Colombia’s central bank increased its benchmark interest rate for a second consecutive monetary policy meeting Friday and said it would continue raising rates in a gradual manner, citing a pickup in economic activity.
The central bank lifted its key rate by 25 basis points, leaving it at 3.5%. The decision was unanimous by the bank’s board members and was widely expected by the market, with all but one of seven economists surveyed forecasting this outcome.
“Economic activity in Colombia continues to gain strength,” central bank chairman Jose Dario Uribe told reporters. “The gross domestic product growth in the fourth quarter of 2010 may be higher than previously expected.”
The decision to lift rates comes on the heels of Colombia securing investment-grade status from rating agency Standard & Poor’s for the country’s foreign debt, a decision that Finance Minister Juan Carlos Echeverry has said proves the government’s macroeconomic and fiscal stability.
The government said the Colombian economy could grow as much as 6% this year, although the central bank’s official projection points to a 4.5% expansion in 2011.
While the bank expects economic activity to continue to increase, helped by rising foreign investment and strong consumer spending, it also warned that there are risks. The bank specifically noted the situation in Japan, saying it adds to ongoing global economic uncertainty.
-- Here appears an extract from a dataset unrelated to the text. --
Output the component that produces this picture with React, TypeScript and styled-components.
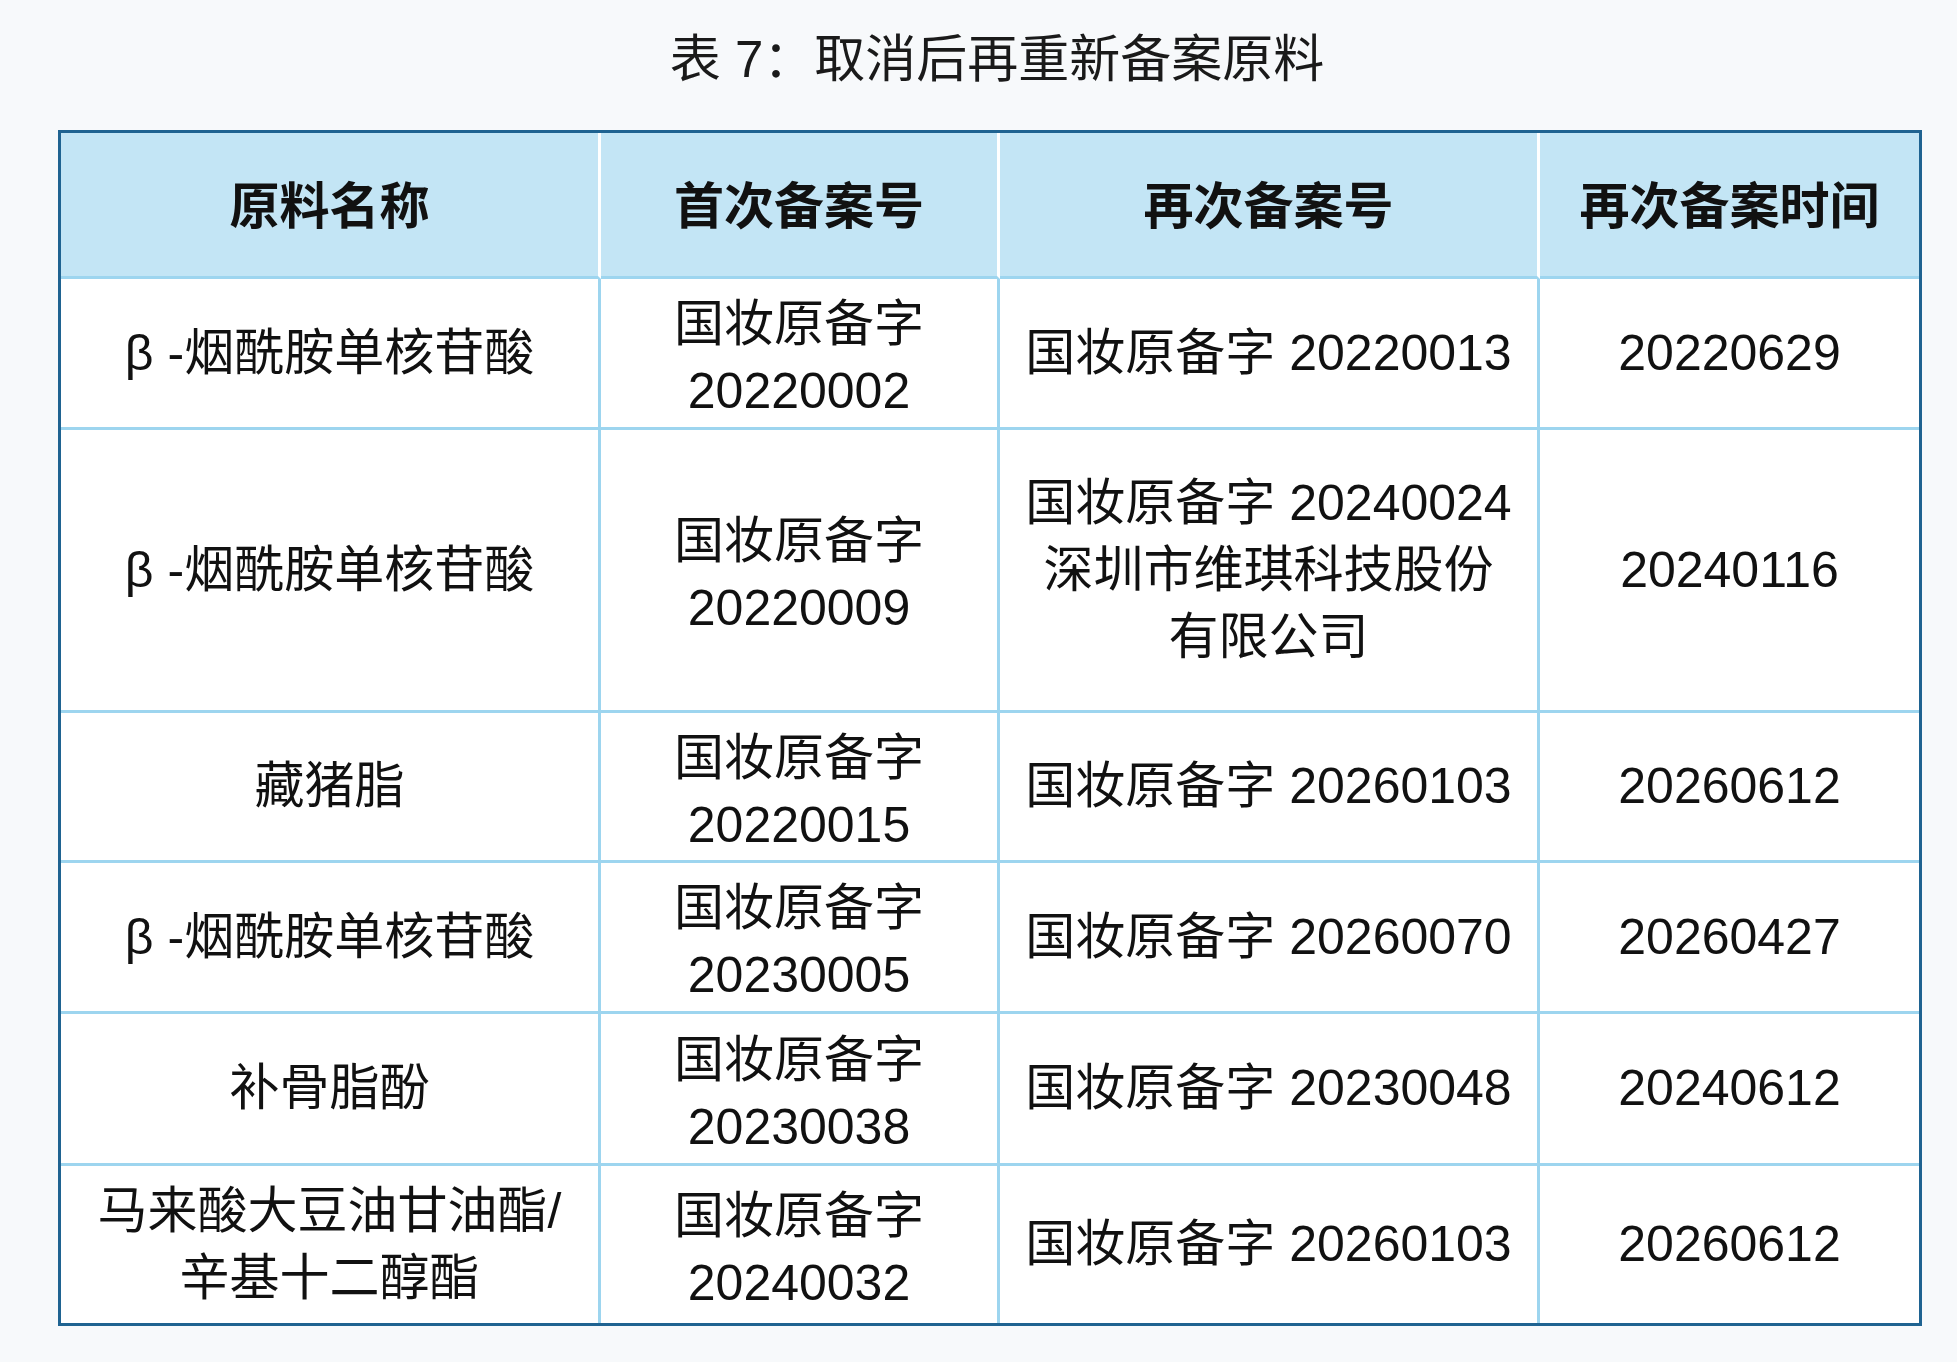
import React from 'react';
import styled, { createGlobalStyle } from 'styled-components';

const FONT = `"Liberation Sans", "Noto Sans CJK SC", sans-serif`;

const GlobalStyle = createGlobalStyle`
    html, body {
        margin: 0;
        padding: 0;
        background: #f7f9fb;
    }
    body {
        font-family: ${FONT};
        color: #111;
    }
`;

const Page = styled.div`
    box-sizing: border-box;
    width: 1957px;
    min-height: 1362px;
    padding: 30px 35px 0 58px;
`;

const Title = styled.h1`
    margin: 0 0 40px;
    height: 60px;
    line-height: 60px;
    text-align: center;
    font-size: 51px;
    font-weight: 400;
    color: #1a1a1a;
    white-space: nowrap;
    padding-left: 14px;
`;

const Grid = styled.div`
    box-sizing: border-box;
    display: grid;
    width: 1864px;
    grid-template-columns: 540px 399px 540px 379px;
    grid-template-rows: 146px 151px 283px 150px 151px 152px 157px;
    border: 3px solid #1f6391;
    background: #fff;
`;

const Cell = styled.div<{ head?: boolean; lastCol?: boolean; lastRow?: boolean; low?: boolean }>`
    box-sizing: border-box;
    display: flex;
    align-items: center;
    justify-content: center;
    flex-direction: column;
    padding: ${p => (p.head ? '6px' : p.low ? '10px' : '0')} 8px 0;
    text-align: center;
    font-size: 50px;
    line-height: 67px;
    font-weight: ${p => (p.head ? 700 : 400)};
    background: ${p => (p.head ? '#c3e5f5' : '#fff')};
    border-right: ${p => (p.lastCol ? 'none' : `3px solid ${p.head ? '#ffffff' : '#9dd5ef'}`)};
    border-bottom: ${p => (p.lastRow ? 'none' : '3px solid #9dd5ef')};
    white-space: nowrap;
`;

const Line = styled.span`
    display: block;
`;

const HEAD = ['原料名称', '首次备案号', '再次备案号', '再次备案时间'];

const ROWS: string[][][] = [
    [['β -烟酰胺单核苷酸'], ['国妆原备字', '20220002'], ['国妆原备字 20220013'], ['20220629']],
    [['β -烟酰胺单核苷酸'], ['国妆原备字', '20220009'], ['国妆原备字 20240024', '深圳市维琪科技股份', '有限公司'], ['20240116']],
    [['藏猪脂'], ['国妆原备字', '20220015'], ['国妆原备字 20260103'], ['20260612']],
    [['β -烟酰胺单核苷酸'], ['国妆原备字', '20230005'], ['国妆原备字 20260070'], ['20260427']],
    [['补骨脂酚'], ['国妆原备字', '20230038'], ['国妆原备字 20230048'], ['20240612']],
    [['马来酸大豆油甘油酯/', '辛基十二醇酯'], ['国妆原备字', '20240032'], ['国妆原备字 20260103'], ['20260612']],
];

export default function App() {
    return (
        <>
            <GlobalStyle />
            <Page>
                <Title>表 7：取消后再重新备案原料</Title>
                <Grid>
                    {HEAD.map((h, i) => (
                        <Cell key={h} head lastCol={i === HEAD.length - 1}>
                            {h}
                        </Cell>
                    ))}
                    {ROWS.map((row, r) =>
                        row.map((lines, c) => (
                            <Cell
                                key={`${r}-${c}`}
                                low={c === 1}
                                lastCol={c === row.length - 1}
                                lastRow={r === ROWS.length - 1}
                            >
                                {lines.map((t, k) => (
                                    <Line key={k}>{t}</Line>
                                ))}
                            </Cell>
                        ))
                    )}
                </Grid>
            </Page>
        </>
    );
}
The bank began raising rates last month amid worries over inflation after a couple months of much-higher-than-forecast readings that were largely due to severe rains in 2010 that cut supplies of food and caused transportation prices to rise.
But February’s consumer price index came in rather low, rising just 0.6% against economists expectations of a 1% rise, which has allayed much of the central bank’s worries. It said Friday the inflation outlook is hovering near the middle of the bank’s target range. The country expects consumer inflation to land between 2% and 4% this year.
The bank also expressed comfort with the peso’s recent performance. The local currency is modestly stronger against the dollar from where it began the year, closing Friday at COP1,873.50 for $1.
The bank has been buying dollars in the spot market since last year in an effort to keep the peso from gaining too much against the greenback. Minister Echeverry, who is also a member of the central bank, said this dollar-buying program will continue but said no new forex measures are planned.
“We believe we have the necessary and correct package of measures,” Echeverry said.
On future rate moves, the bank said they plan to continue to raise rates in a gradual manner, but said they don’t want them to reach the high levels seen in previous years.
“We want to minimize the interest rates that we need to control inflation while maintaining high levels of growth and job creation.” Echeverry said.
The increase in the interest rates could make Colombian assets more attractive and lead to an appreciation of the peso. The rating upgrade, which could lead to higher foreign investment in Colombia, could also spawn a stronger currency.